Sun Odyssey 44i

Development
- Designer: Philippe Briand
- Location: France
- Year: 2009
- Builder: Jeanneau
- Role: Cruiser
- Name: Sun Odyssey 44i

Boat
- Displacement: 21,892 lb (9,930 kg)
- Draft: 6.73 ft (2.05 m)

Hull
- Type: monohull
- Construction: fiberglass
- LOA: 24.11 ft (7.35 m)
- LWL: 37.57 ft (11.45 m)
- Beam: 14.34 ft (4.37 m)
- Engine: Yanmar 4JH4E 54 hp (40 kW) diesel engine

Hull appendages
- Keel: fin keel
- Ballast: 6,512 lb (2,954 kg)
- Rudder: spade-type rudder

Rig
- Rig type: Bermuda rig
- I foretriangle height: 54.26 ft (16.54 m)
- J foretriangle base: 15.26 ft (4.65 m)
- P mainsail luff: 50.10 ft (15.27 m)
- E mainsail foot: 17.39 ft (5.30 m)

Sails
- Sailplan: fractional rigged sloop
- Mainsail area: 435.62 sq ft (40.470 m^{2})
- Jib/genoa area: 414.00 sq ft (38.462 m^{2})
- Total sail area: 849.62 sq ft (78.932 m^{2})

Racing
- PHRF: 81-105

= Sun Odyssey 44i =

Sailboat class

The Sun Odyssey 44i is a French sailboat that was designed by Philippe Briand as a cruiser and first built in 2009.

The "i" in the designation indicates that the deck is injection-molded.

==Production==
The design was built by Jeanneau in France, starting in 2009, but it is now out of production.

==Design==
The Sun Odyssey 44i is a recreational keelboat, built predominantly of fiberglass, with wood trim. It has a fractional sloop rig, a raked stem, a reverse transom with a swimming platform, an internally mounted spade-type rudder controlled by dual wheels and a fixed fin keel or optional deep-draft keel. The fin keel model displaces 21892 lb and carries 6512 lb of ballast, while the deep draft version displaces 21892 lb and carries 6316 lb of ballast.

The boat has a draft of 6.73 ft with the standard keel and 7.54 ft with the optional deep draft keel.

A "performance" version uses the deep draft keel and a mast that is about 3.8 ft taller, with a sail area increased by 4%.

The boat is fitted with a Japanese Yanmar 4JH4E diesel engine of 54 hp for docking and maneuvering.

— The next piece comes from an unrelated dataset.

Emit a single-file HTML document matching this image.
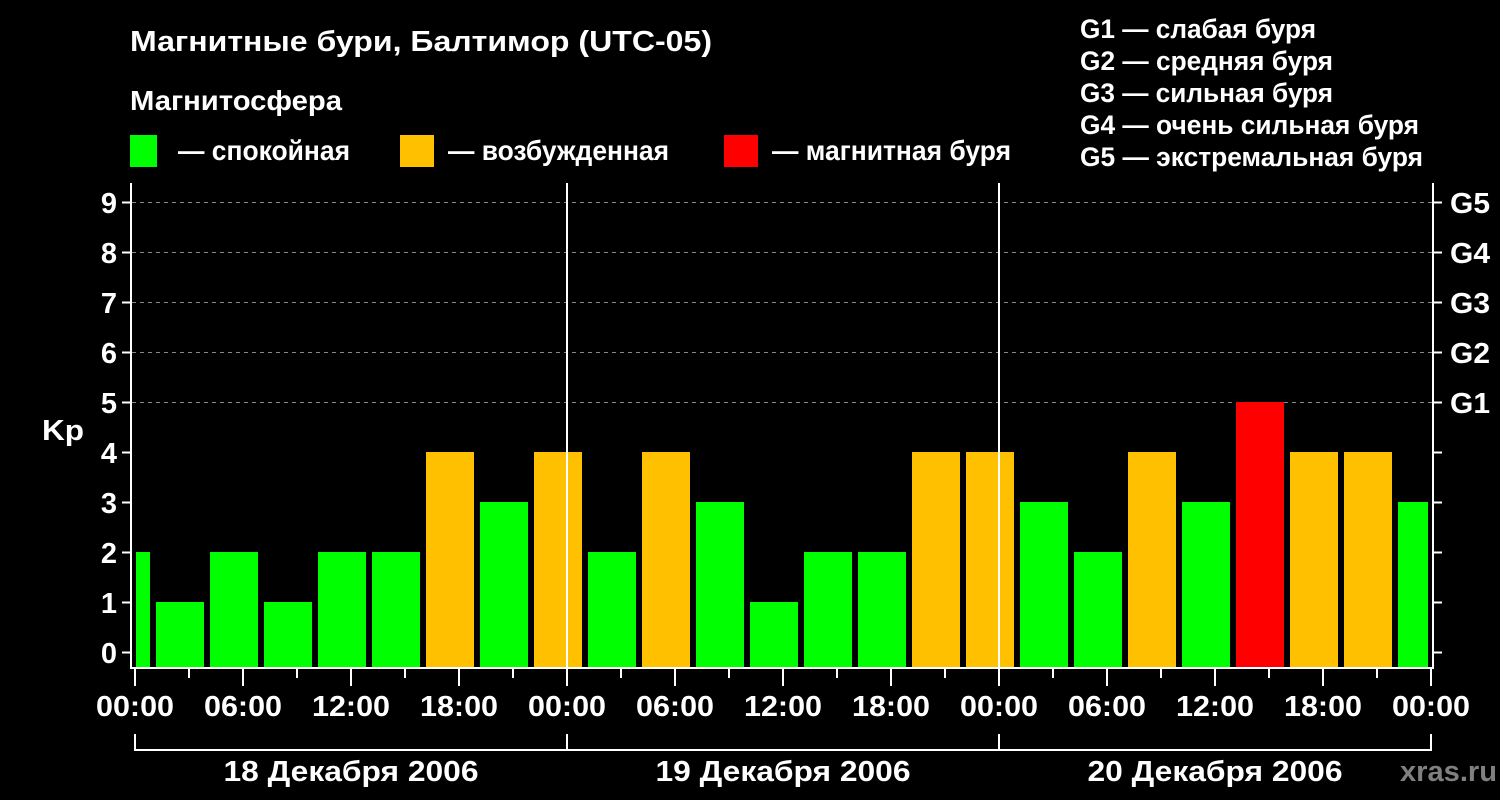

The fuel tank holds 63 u.s.gal and the fresh water tank has a capacity of 162 u.s.gal.

The design was built with a number of different interior arrangements, providing sleeping accommodation for six to eight people. A typical three cabin interior has a double island berth in the bow cabin, a U-shaped settee in the main cabin and two aft cabins, each with a double berth. The four cabin layout splits the bow cabin into two smaller cabins, each with a double "V"-berth. The galley is located on the port side just forward of the companionway ladder, amidships. The galley is of a straight configuration and is equipped with a four-burner stove, an ice box and a double sink. A navigation station is opposite the galley, on the starboard side. There are normally two heads fitted, one in the bow cabin on the starboard side and one on the port side, aft. A third head may be fitted aft, starboard.

The design has a hull speed of 8.21 kn and a PHRF handicap of 81 to 105.

==Operational history==
In a 2010 review for Cruising World, Jeremy McGeary wrote, "overall, the Jeanneau Sun Odyssey 44i demonstrates that this is about the optimum size for a cruising sailboat: You can cut up the interior to accommodate up to six crew in relative luxury, the sailhandling isn’t daunting without power winches (although the test boat did have them), the hull has long enough legs to give it a good range within a day’s sail (and the 63 gallons of fuel, prudently burned, should deliver perhaps 400 miles), and the boat is big enough not to feel small in a blow."